Supplied data
◆ ◆ ◆ ◆ ◆

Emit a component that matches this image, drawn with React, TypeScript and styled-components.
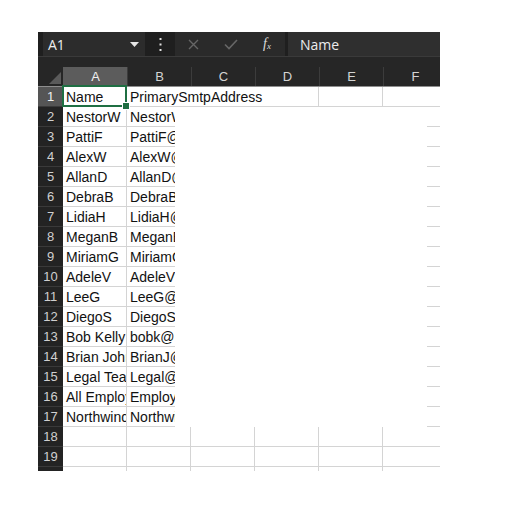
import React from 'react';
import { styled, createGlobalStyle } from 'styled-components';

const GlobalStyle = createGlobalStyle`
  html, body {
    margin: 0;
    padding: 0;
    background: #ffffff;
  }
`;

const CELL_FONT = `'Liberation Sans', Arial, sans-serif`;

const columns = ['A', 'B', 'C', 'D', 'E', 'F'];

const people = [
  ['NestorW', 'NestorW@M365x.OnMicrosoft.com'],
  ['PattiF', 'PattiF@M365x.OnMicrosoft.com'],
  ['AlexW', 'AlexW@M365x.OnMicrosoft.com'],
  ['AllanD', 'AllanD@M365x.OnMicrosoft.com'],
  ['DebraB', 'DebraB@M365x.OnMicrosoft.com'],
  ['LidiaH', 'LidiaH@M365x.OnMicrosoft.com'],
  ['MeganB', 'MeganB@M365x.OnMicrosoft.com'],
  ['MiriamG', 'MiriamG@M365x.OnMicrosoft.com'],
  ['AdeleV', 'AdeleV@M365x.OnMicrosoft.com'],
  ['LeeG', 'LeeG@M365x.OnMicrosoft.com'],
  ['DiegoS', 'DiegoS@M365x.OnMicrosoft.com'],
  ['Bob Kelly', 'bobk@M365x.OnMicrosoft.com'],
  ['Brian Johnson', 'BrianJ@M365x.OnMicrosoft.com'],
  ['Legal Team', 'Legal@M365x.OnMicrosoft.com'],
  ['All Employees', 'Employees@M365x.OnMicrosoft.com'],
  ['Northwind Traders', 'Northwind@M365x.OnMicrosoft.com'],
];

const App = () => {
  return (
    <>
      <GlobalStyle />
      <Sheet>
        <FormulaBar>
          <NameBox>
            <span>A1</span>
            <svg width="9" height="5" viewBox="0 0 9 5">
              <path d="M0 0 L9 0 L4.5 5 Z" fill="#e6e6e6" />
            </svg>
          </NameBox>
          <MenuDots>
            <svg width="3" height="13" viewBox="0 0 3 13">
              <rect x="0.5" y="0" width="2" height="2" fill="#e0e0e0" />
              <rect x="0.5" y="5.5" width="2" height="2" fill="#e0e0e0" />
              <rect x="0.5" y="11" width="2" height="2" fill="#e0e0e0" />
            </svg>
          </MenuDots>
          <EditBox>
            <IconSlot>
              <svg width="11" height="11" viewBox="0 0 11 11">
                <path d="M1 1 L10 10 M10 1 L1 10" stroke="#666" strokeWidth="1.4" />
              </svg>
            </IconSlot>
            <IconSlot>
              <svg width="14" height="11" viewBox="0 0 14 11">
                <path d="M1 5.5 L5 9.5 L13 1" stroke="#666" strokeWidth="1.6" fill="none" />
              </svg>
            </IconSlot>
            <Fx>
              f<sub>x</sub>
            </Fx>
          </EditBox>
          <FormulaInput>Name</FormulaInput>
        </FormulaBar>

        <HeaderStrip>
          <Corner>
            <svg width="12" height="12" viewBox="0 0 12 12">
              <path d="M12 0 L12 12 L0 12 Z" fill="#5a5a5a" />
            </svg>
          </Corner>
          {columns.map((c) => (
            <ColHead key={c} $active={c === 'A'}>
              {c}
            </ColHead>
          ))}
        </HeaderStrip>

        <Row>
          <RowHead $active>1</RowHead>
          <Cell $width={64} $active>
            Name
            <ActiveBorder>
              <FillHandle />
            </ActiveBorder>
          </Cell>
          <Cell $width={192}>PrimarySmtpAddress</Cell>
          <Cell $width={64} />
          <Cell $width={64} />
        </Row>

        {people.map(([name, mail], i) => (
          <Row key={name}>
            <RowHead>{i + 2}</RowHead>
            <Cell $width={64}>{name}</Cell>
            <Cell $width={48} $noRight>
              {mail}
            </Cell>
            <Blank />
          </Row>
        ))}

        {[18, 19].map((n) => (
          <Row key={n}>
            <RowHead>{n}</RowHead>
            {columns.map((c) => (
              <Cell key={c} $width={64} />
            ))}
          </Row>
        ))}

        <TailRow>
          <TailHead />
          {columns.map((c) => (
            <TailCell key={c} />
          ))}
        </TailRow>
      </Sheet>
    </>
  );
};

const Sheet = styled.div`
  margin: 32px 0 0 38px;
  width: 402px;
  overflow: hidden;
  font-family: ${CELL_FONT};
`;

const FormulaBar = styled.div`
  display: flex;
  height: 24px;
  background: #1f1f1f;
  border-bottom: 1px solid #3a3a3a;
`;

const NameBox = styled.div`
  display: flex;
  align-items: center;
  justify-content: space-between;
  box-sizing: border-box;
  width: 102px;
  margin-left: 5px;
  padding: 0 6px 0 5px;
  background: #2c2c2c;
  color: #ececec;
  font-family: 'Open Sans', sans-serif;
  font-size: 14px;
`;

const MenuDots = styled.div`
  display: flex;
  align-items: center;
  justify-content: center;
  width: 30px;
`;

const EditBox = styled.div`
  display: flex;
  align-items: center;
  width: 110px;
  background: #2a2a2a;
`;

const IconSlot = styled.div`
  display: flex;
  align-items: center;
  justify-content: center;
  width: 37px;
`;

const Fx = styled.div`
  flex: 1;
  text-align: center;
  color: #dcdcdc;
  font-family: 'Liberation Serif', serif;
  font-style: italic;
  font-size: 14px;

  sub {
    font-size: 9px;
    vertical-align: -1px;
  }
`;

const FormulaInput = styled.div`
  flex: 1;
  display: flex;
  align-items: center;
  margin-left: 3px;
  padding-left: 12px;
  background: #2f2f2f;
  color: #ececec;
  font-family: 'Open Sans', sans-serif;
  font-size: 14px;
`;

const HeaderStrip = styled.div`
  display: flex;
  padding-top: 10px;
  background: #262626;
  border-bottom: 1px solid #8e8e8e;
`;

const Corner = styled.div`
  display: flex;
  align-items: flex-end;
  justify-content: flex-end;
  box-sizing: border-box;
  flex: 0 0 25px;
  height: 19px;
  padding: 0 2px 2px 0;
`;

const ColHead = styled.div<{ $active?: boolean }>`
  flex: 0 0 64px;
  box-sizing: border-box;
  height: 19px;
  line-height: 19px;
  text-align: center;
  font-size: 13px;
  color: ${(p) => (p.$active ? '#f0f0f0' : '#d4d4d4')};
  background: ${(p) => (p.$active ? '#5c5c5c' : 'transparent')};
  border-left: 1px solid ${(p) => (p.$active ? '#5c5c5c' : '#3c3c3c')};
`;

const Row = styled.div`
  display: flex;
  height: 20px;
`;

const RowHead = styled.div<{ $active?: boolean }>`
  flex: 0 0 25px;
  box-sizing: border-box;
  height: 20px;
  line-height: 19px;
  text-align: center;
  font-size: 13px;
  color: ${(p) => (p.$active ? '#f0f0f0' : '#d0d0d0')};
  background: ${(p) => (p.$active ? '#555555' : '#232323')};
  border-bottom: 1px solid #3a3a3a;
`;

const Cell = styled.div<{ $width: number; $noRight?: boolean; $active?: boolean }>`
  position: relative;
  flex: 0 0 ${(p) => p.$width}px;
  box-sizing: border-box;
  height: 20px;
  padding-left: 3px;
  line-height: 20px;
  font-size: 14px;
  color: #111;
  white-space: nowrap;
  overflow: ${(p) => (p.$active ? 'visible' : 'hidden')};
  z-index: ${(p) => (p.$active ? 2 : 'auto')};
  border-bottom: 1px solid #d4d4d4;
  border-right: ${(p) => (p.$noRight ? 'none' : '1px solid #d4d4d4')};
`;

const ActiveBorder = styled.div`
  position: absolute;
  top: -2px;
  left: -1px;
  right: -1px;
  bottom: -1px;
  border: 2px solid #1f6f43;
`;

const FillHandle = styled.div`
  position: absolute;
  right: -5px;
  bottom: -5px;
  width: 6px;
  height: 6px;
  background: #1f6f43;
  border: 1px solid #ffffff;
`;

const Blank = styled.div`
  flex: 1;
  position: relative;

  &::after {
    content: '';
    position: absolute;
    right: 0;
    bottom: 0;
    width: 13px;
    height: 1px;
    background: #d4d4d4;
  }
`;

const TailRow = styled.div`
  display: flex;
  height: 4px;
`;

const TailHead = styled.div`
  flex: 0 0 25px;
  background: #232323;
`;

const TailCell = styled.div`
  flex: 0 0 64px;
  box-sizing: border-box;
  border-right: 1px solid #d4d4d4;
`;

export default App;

◆ ◆ ◆ ◆ ◆

To be done
Please reproduce the listing exactly from its opening line through the line that contains "const columns = ['A', 'B', 'C', 'D', 'E', 'F'];", both included, with all pictures omitted.

Full solution
Emit a component that matches this image, drawn with React, TypeScript and styled-components.
import React from 'react';
import { styled, createGlobalStyle } from 'styled-components';

const GlobalStyle = createGlobalStyle`
  html, body {
    margin: 0;
    padding: 0;
    background: #ffffff;
  }
`;

const CELL_FONT = `'Liberation Sans', Arial, sans-serif`;

const columns = ['A', 'B', 'C', 'D', 'E', 'F'];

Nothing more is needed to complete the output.